*TASK REQUIREMENTS*
Scan each line of the records for the word "screenshot" and extract the ones that have it.

*DATASET*

* * * * *

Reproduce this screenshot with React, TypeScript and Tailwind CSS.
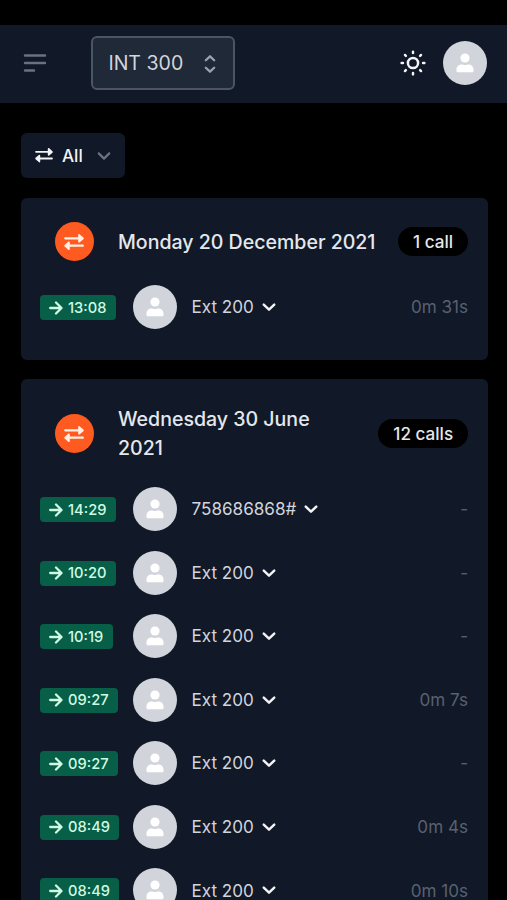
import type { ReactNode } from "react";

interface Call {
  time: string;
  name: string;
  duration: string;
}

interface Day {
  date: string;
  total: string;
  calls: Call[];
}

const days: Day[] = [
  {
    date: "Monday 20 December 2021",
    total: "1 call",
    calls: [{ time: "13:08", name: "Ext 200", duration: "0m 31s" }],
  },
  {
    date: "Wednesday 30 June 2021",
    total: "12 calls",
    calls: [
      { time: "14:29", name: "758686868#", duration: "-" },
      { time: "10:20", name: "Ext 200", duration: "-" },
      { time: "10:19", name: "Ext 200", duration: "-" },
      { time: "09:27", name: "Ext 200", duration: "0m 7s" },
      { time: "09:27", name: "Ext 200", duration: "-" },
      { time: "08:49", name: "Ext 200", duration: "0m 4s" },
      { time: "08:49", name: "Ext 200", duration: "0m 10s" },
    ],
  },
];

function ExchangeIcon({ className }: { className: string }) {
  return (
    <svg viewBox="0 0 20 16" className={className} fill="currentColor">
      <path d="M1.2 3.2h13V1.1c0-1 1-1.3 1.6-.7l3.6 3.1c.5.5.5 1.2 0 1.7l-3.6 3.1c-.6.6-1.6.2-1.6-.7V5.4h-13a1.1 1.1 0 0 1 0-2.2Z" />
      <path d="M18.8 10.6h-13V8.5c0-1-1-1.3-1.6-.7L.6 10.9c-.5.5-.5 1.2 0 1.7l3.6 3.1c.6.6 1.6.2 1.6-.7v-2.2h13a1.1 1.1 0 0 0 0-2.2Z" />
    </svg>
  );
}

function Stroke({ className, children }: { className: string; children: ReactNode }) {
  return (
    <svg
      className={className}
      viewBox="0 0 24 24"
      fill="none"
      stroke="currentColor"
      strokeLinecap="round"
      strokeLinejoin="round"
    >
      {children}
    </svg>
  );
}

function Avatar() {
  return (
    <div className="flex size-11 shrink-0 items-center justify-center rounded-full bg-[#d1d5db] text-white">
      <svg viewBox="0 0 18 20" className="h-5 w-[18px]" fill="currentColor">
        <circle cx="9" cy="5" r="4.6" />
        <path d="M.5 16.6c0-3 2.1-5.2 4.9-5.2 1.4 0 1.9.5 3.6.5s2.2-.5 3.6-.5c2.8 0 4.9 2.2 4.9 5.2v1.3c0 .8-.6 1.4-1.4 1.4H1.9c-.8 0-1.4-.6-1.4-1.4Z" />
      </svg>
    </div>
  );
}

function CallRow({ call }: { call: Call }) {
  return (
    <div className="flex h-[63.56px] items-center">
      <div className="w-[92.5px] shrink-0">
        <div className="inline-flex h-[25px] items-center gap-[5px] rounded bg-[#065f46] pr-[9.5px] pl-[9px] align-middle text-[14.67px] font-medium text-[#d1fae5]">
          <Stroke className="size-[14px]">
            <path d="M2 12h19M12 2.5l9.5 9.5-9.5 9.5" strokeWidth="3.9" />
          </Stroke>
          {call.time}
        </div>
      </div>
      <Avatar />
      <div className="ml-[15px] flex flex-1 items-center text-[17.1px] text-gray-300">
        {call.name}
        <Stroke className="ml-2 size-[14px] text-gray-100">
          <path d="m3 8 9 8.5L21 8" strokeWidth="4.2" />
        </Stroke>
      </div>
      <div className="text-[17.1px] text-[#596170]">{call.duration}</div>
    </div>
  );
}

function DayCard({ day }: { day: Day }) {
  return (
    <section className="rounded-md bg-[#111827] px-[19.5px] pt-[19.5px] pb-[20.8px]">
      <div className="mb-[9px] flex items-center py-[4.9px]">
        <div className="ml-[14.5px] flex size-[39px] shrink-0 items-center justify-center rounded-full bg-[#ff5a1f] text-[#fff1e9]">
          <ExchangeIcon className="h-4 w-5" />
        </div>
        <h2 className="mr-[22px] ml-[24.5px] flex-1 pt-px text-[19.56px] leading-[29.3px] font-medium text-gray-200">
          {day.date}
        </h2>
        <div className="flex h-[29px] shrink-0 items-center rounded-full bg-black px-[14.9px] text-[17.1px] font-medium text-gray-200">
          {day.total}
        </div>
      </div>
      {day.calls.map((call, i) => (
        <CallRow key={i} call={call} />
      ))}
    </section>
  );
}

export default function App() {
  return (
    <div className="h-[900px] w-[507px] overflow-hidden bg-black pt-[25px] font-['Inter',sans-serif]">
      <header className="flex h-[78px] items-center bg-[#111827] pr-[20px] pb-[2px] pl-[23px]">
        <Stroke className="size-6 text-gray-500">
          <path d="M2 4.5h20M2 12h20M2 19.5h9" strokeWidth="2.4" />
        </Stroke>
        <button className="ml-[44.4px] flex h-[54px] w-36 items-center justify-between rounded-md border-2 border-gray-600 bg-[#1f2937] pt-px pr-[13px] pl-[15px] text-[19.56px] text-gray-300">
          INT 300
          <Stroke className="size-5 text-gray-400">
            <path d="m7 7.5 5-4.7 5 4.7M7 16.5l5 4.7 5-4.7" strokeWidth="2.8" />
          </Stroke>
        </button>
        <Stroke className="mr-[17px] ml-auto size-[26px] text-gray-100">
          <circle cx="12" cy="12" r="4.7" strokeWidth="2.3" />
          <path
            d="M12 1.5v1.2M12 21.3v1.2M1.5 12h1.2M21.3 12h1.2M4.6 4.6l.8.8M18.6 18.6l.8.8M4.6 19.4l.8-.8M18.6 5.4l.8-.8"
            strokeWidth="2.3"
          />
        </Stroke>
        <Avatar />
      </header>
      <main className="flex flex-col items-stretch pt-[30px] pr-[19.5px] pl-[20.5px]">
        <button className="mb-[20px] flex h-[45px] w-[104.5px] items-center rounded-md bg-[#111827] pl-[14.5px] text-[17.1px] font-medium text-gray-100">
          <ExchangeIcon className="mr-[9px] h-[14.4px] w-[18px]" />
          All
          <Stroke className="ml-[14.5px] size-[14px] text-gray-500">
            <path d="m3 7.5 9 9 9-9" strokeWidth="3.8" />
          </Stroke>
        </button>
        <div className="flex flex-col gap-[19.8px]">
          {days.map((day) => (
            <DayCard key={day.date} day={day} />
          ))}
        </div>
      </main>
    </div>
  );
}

* * * * *

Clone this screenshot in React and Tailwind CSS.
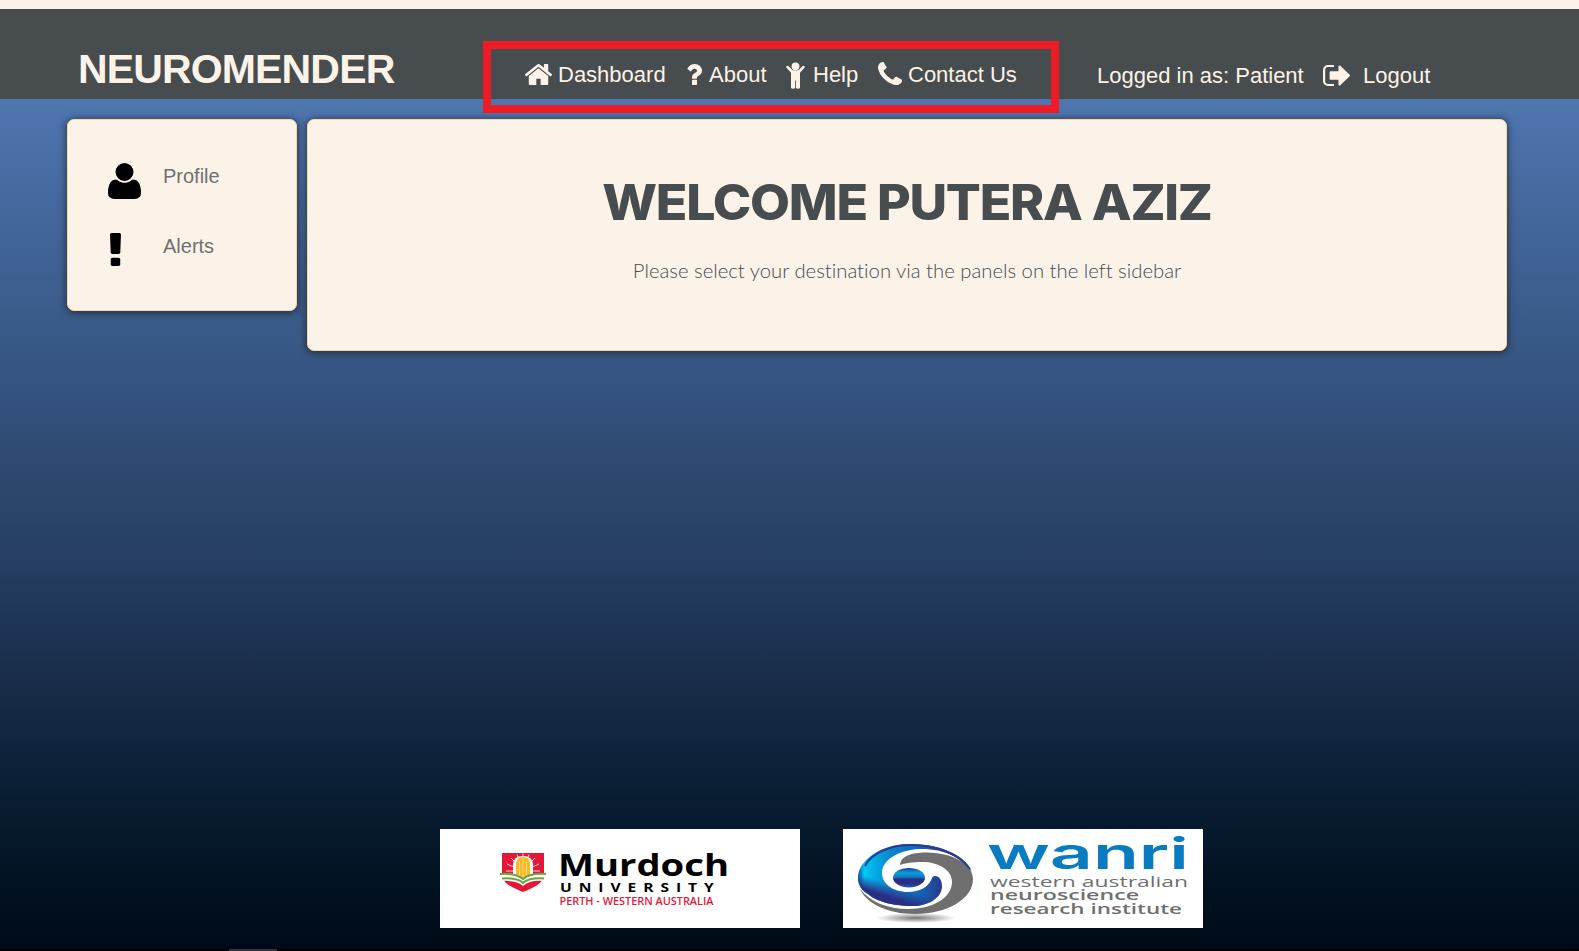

* * * * *

*OUTPUT BELOW*
Reproduce this screenshot with React, TypeScript and Tailwind CSS.
Clone this screenshot in React and Tailwind CSS.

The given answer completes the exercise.